Data block
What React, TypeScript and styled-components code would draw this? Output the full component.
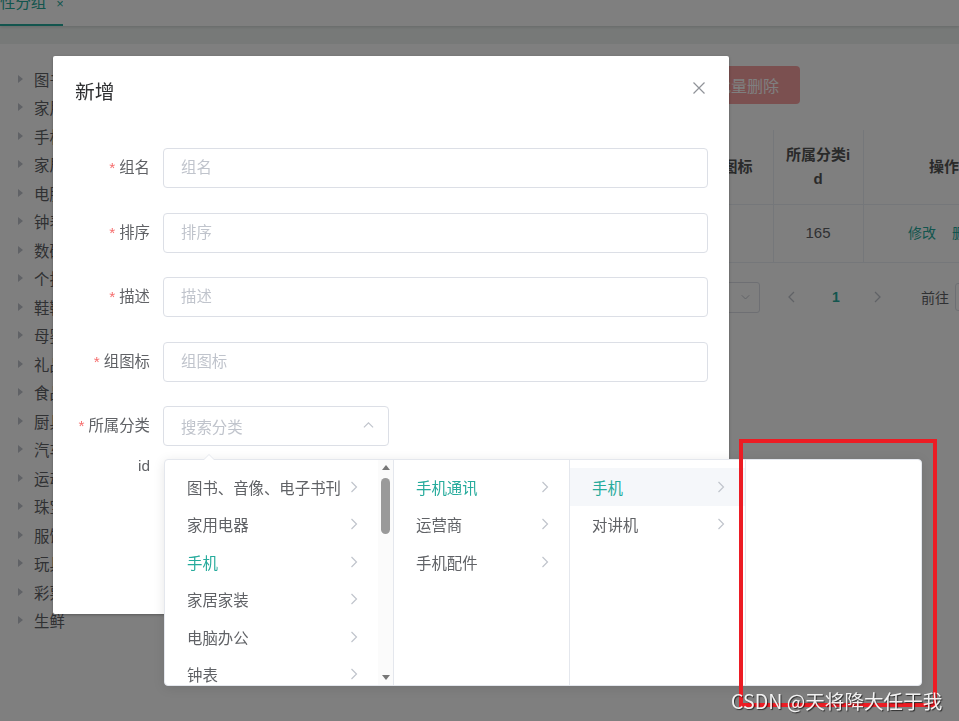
import React from "react";
import styled, { createGlobalStyle } from "styled-components";

const TEAL = "#26ab9c";
const FONT = `"Liberation Sans", "Noto Sans CJK SC", sans-serif`;

const GlobalStyle = createGlobalStyle`
  html, body {
    margin: 0;
    padding: 0;
    width: 959px;
    height: 721px;
    overflow: hidden;
    background: #fff;
    font-family: ${FONT};
  }
  * {
    box-sizing: border-box;
  }
`;

const Page = styled.div`
  width: 959px;
  height: 721px;
  overflow: hidden;
  display: flex;
  flex-direction: column;
  background: #fff;
`;

const TabBar = styled.div`
  height: 26px;
  flex-shrink: 0;
  display: flex;
  background: #fff;
  box-shadow: 0 1px 3px rgba(0, 0, 0, 0.14);
  position: relative;
  z-index: 1;
`;

const Tab = styled.div`
  width: 63px;
  height: 26px;
  border-bottom: 2px solid ${TEAL};
  color: ${TEAL};
  font-size: 15.4px;
  line-height: 16px;
  display: flex;
  align-items: flex-start;
  gap: 10px;
  overflow: hidden;
  white-space: nowrap;

  span {
    margin-top: -5px;
  }
`;

const TabClose = styled.span`
  font-size: 13px;
  margin-top: -4px !important;
`;

const Band = styled.div`
  height: 18px;
  flex-shrink: 0;
  background: #eef3f1;
`;

const Content = styled.div`
  flex: 1;
  display: flex;
  background: #fff;
`;

const Sidebar = styled.div`
  width: 240px;
  flex-shrink: 0;
  padding-top: 20.5px;
`;

const TreeNode = styled.div`
  height: 28.5px;
  display: flex;
  align-items: center;
  padding-left: 18px;
  font-size: 15.4px;
  color: #606266;
  white-space: nowrap;
`;

const Caret = styled.i`
  width: 0;
  height: 0;
  border-top: 4px solid transparent;
  border-bottom: 4px solid transparent;
  border-left: 5px solid #c0c4cc;
  margin-right: 11px;
`;

const Main = styled.div`
  width: 785px;
  flex-shrink: 0;
  padding-top: 22px;
`;

const Toolbar = styled.div`
  width: 560px;
  height: 38px;
  display: flex;
  justify-content: flex-end;
  gap: 10px;
  margin-bottom: 26px;
`;

const SearchBox = styled.div`
  width: 220px;
  height: 38px;
  border: 1px solid #dcdfe6;
  border-radius: 4px;
`;

const Button = styled.div<{ $kind?: "primary" | "danger" }>`
  height: 38px;
  padding: 0 21px;
  border-radius: 4px;
  display: flex;
  align-items: center;
  font-size: 16px;
  color: #fff;
  background: ${(p) => (p.$kind === "danger" ? "#f7a1a1" : TEAL)};
`;

const Table = styled.table`
  border-collapse: collapse;
  table-layout: fixed;
  width: 785px;
  font-size: 15px;
  color: #606266;

  th,
  td {
    border-bottom: 1px solid #ebeef5;
    border-right: 1px solid #ebeef5;
    text-align: center;
    line-height: 24px;
    padding: 0 12px;
    word-break: break-all;
  }

  th {
    height: 74px;
    font-weight: bold;
    color: #555;
  }

  td {
    height: 58px;
  }
`;

const LinkBtn = styled.span`
  color: ${TEAL};
  font-size: 14px;
  margin: 0 8px;
`;

const Pagination = styled.div`
  margin-top: 19px;
  margin-left: 364px;
  height: 31px;
  display: flex;
  align-items: center;
  font-size: 14px;
  color: #606266;
`;

const Total = styled.span`
  width: 46px;
  margin-right: 10px;
  white-space: nowrap;
`;

const SizeSelect = styled.div`
  width: 100px;
  height: 31px;
  border: 1px solid #dcdfe6;
  border-radius: 3px;
  display: flex;
  align-items: center;
  justify-content: space-between;
  padding: 0 9px 0 10px;
  margin-right: 18px;
  white-space: nowrap;
`;

const PageBtn = styled.div<{ $active?: boolean }>`
  width: ${(p) => (p.$active ? 36 : 30)}px;
  height: 28px;
  display: flex;
  align-items: center;
  justify-content: center;
  font-weight: bold;
  color: ${(p) => (p.$active ? TEAL : "#c0c4cc")};
`;

const JumpInput = styled.div`
  width: 50px;
  height: 28px;
  border: 1px solid #dcdfe6;
  border-radius: 3px;
  margin-left: 6px;
`;

const Mask = styled.div`
  position: fixed;
  inset: 0;
  z-index: 10;
  background: rgba(0, 0, 0, 0.5);
`;

const Dialog = styled.div`
  position: absolute;
  z-index: 11;
  left: 53px;
  top: 56px;
  width: 676px;
  height: 558px;
  background: #fff;
  border-radius: 2px;
  box-shadow: 0 1px 3px rgba(0, 0, 0, 0.3);
  display: flex;
  flex-direction: column;
`;

const DialogHeader = styled.div`
  padding: 23px 20px 10px 22px;
  position: relative;
`;

const DialogTitle = styled.span`
  font-size: 19.8px;
  line-height: 26px;
  color: #303133;
`;

const CloseBtn = styled.svg`
  position: absolute;
  right: 24px;
  top: 26px;
`;

const DialogBody = styled.div`
  padding: 33px 21px 0 20px;
`;

const FormItem = styled.div`
  display: flex;
  margin-bottom: 24.5px;
`;

const Label = styled.label`
  width: 90px;
  flex-shrink: 0;
  padding-right: 13px;
  text-align: right;
  line-height: 40px;
  font-size: 15.4px;
  color: #606266;
  white-space: nowrap;
`;

const Star = styled.span`
  color: #f56c6c;
  margin-right: 4px;
`;

const Input = styled.input`
  flex: 1;
  height: 40px;
  border: 1px solid #dcdfe6;
  border-radius: 4px;
  padding: 0 17px;
  font-family: ${FONT};
  font-size: 15.4px;
  color: #606266;
  outline: none;

  &::placeholder {
    color: #c0c4cc;
  }
`;

const CascaderBox = styled.div`
  width: 226px;
  height: 40px;
  border: 1px solid #dcdfe6;
  border-radius: 4px;
  padding: 0 14px 0 17px;
  display: flex;
  align-items: center;
  justify-content: space-between;
  font-size: 15.4px;
  color: #c0c4cc;
`;

const DialogFooter = styled.div`
  margin-top: auto;
  padding: 10px 20px 20px;
  display: flex;
  justify-content: flex-end;
  gap: 12px;
`;

const Dropdown = styled.div`
  position: absolute;
  z-index: 12;
  left: 164px;
  top: 459px;
  width: 758px;
  height: 227px;
  background: #fff;
  border: 1px solid #e4e7ed;
  border-radius: 4px;
  box-shadow: 0 2px 12px rgba(0, 0, 0, 0.1);
  display: flex;
`;

const PopperArrow = styled.div`
  position: absolute;
  top: -6px;
  left: 38px;
  width: 0;
  height: 0;
  border-left: 6px solid transparent;
  border-right: 6px solid transparent;
  border-bottom: 6px solid #e4e7ed;

  &::after {
    content: "";
    position: absolute;
    left: -5px;
    top: 1px;
    border-left: 5px solid transparent;
    border-right: 5px solid transparent;
    border-bottom: 5px solid #fff;
  }
`;

const Menu = styled.div<{ $width: number; $last?: boolean; $scroll?: boolean }>`
  width: ${(p) => p.$width}px;
  flex-shrink: 0;
  height: 100%;
  position: relative;
  overflow: hidden;
  border-right: ${(p) => (p.$last ? "none" : "1px solid #e4e7ed")};
  padding: 8px ${(p) => (p.$scroll ? 15 : 0)}px 0 0;
`;

const Node = styled.div<{ $active?: boolean; $hover?: boolean }>`
  height: 37.5px;
  display: flex;
  align-items: center;
  justify-content: space-between;
  padding: 0 20px 0 22px;
  font-size: 15.4px;
  white-space: nowrap;
  color: ${(p) => (p.$active ? TEAL : "#606266")};
  background: ${(p) => (p.$hover ? "#f5f7fa" : "transparent")};
`;

const Scrollbar = styled.div`
  position: absolute;
  top: 0;
  right: 0;
  bottom: 0;
  width: 15px;
  background: #fbfbfb;
  display: flex;
  flex-direction: column;
  align-items: center;
  padding: 5px 0;
`;

const ScrollArrow = styled.i<{ $down?: boolean }>`
  width: 0;
  height: 0;
  border-left: 4px solid transparent;
  border-right: 4px solid transparent;
  ${(p) =>
    p.$down
      ? "border-top: 5px solid #777; margin-top: auto;"
      : "border-bottom: 5px solid #777;"}
`;

const Thumb = styled.div`
  width: 9px;
  height: 56px;
  margin-top: 8px;
  border-radius: 5px;
  background: #9a9a9a;
`;

const Watermark = styled.div`
  position: absolute;
  z-index: 13;
  left: 731px;
  top: 688px;
  font-family: "Noto Sans CJK SC", sans-serif;
  font-size: 19.6px;
  line-height: 26px;
  color: rgba(255, 255, 255, 0.92);
  text-shadow: 1px 1px 1px rgba(0, 0, 0, 0.65);
  white-space: nowrap;
`;

const RedFrame = styled.div`
  position: absolute;
  z-index: 13;
  left: 739px;
  top: 439px;
  width: 198px;
  height: 268px;
  border: 4px solid #ec1c24;
`;

function ChevronRight() {
  return (
    <svg width="8" height="12" viewBox="0 0 8 12">
      <path d="M1.5 1 L6.5 6 L1.5 11" fill="none" stroke="#c0c4cc" strokeWidth="1.2" />
    </svg>
  );
}

function Chevron({ dir, size = 10 }: { dir: "up" | "down" | "left" | "right"; size?: number }) {
  const d = {
    up: "M1 7 L6 2 L11 7",
    down: "M1 3 L6 8 L11 3",
    left: "M7 1 L2 6 L7 11",
    right: "M3 1 L8 6 L3 11",
  }[dir];
  return (
    <svg width={size} height={size} viewBox="0 0 12 12">
      <path d={d} fill="none" stroke="#c0c4cc" strokeWidth="1.3" />
    </svg>
  );
}

const treeItems = [
  "图书、音像、电子书刊",
  "家用电器",
  "手机",
  "家居家装",
  "电脑办公",
  "钟表",
  "数码",
  "个护化妆",
  "鞋靴",
  "母婴",
  "礼品箱包",
  "食品饮料",
  "厨具",
  "汽车用品",
  "运动健康",
  "珠宝",
  "服饰内衣",
  "玩具乐器",
  "彩票、旅行",
  "生鲜",
];

const level1 = ["图书、音像、电子书刊", "家用电器", "手机", "家居家装", "电脑办公", "钟表", "数码"];
const level2 = ["手机通讯", "运营商", "手机配件"];
const level3 = ["手机", "对讲机"];

const fields = ["组名", "排序", "描述", "组图标"];

export default function App() {
  return (
    <>
      <GlobalStyle />
      <Page>
        <TabBar>
          <Tab>
            <span>性分组</span>
            <TabClose>×</TabClose>
          </Tab>
        </TabBar>
        <Band />
        <Content>
          <Sidebar>
            {treeItems.map((t) => (
              <TreeNode key={t}>
                <Caret />
                {t}
              </TreeNode>
            ))}
          </Sidebar>
          <Main>
            <Toolbar>
              <SearchBox />
              <Button>查询</Button>
              <Button>新增</Button>
              <Button $kind="danger">批量删除</Button>
            </Toolbar>
            <Table>
              <colgroup>
                <col style={{ width: 50 }} />
                <col style={{ width: 80 }} />
                <col style={{ width: 100 }} />
                <col style={{ width: 80 }} />
                <col style={{ width: 137 }} />
                <col style={{ width: 86 }} />
                <col style={{ width: 90 }} />
                <col style={{ width: 162 }} />
              </colgroup>
              <thead>
                <tr>
                  <th />
                  <th>分组id</th>
                  <th>组名</th>
                  <th>排序</th>
                  <th>描述</th>
                  <th>组图标</th>
                  <th>所属分类id</th>
                  <th>操作</th>
                </tr>
              </thead>
              <tbody>
                <tr>
                  <td />
                  <td>1</td>
                  <td>主体</td>
                  <td>0</td>
                  <td>主体</td>
                  <td />
                  <td>165</td>
                  <td>
                    <LinkBtn>修改</LinkBtn>
                    <LinkBtn>删除</LinkBtn>
                  </td>
                </tr>
              </tbody>
            </Table>
            <Pagination>
              <Total>共 1 条</Total>
              <SizeSelect>
                10条/页
                <Chevron dir="down" size={9} />
              </SizeSelect>
              <PageBtn>
                <Chevron dir="left" size={12} />
              </PageBtn>
              <PageBtn $active style={{ margin: "0 9px 0 10px" }}>
                1
              </PageBtn>
              <PageBtn style={{ marginRight: 28 }}>
                <Chevron dir="right" size={12} />
              </PageBtn>
              前往
              <JumpInput />
            </Pagination>
          </Main>
        </Content>
      </Page>

      <Mask />

      <Dialog>
        <DialogHeader>
          <DialogTitle>新增</DialogTitle>
          <CloseBtn width="12" height="12" viewBox="0 0 12 12">
            <path d="M0.5 0.5 L11.5 11.5 M11.5 0.5 L0.5 11.5" stroke="#909399" strokeWidth="1.2" />
          </CloseBtn>
        </DialogHeader>
        <DialogBody>
          {fields.map((f) => (
            <FormItem key={f}>
              <Label>
                <Star>*</Star>
                {f}
              </Label>
              <Input placeholder={f} readOnly />
            </FormItem>
          ))}
          <FormItem>
            <Label>
              <Star>*</Star>
              所属分类
              <br />
              id
            </Label>
            <CascaderBox>
              搜索分类
              <Chevron dir="up" size={11} />
            </CascaderBox>
          </FormItem>
        </DialogBody>
        <DialogFooter>
          <Button>取 消</Button>
          <Button>确 定</Button>
        </DialogFooter>
      </Dialog>

      <Dropdown>
        <PopperArrow />
        <Menu $width={229} $scroll>
          {level1.map((t) => (
            <Node key={t} $active={t === "手机"}>
              {t}
              <ChevronRight />
            </Node>
          ))}
          <Scrollbar>
            <ScrollArrow />
            <Thumb />
            <ScrollArrow $down />
          </Scrollbar>
        </Menu>
        <Menu $width={176}>
          {level2.map((t, i) => (
            <Node key={t} $active={i === 0}>
              {t}
              <ChevronRight />
            </Node>
          ))}
        </Menu>
        <Menu $width={176}>
          {level3.map((t, i) => (
            <Node key={t} $active={i === 0} $hover={i === 0}>
              {t}
              <ChevronRight />
            </Node>
          ))}
        </Menu>
        <Menu $width={176} $last />
      </Dropdown>

      <RedFrame />
      <Watermark>CSDN @天将降大任于我</Watermark>
    </>
  );
}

What is being asked
Go through the material above and copy each line that has the word "components".

Reply
What React, TypeScript and styled-components code would draw this? Output the full component.
import styled, { createGlobalStyle } from "styled-components";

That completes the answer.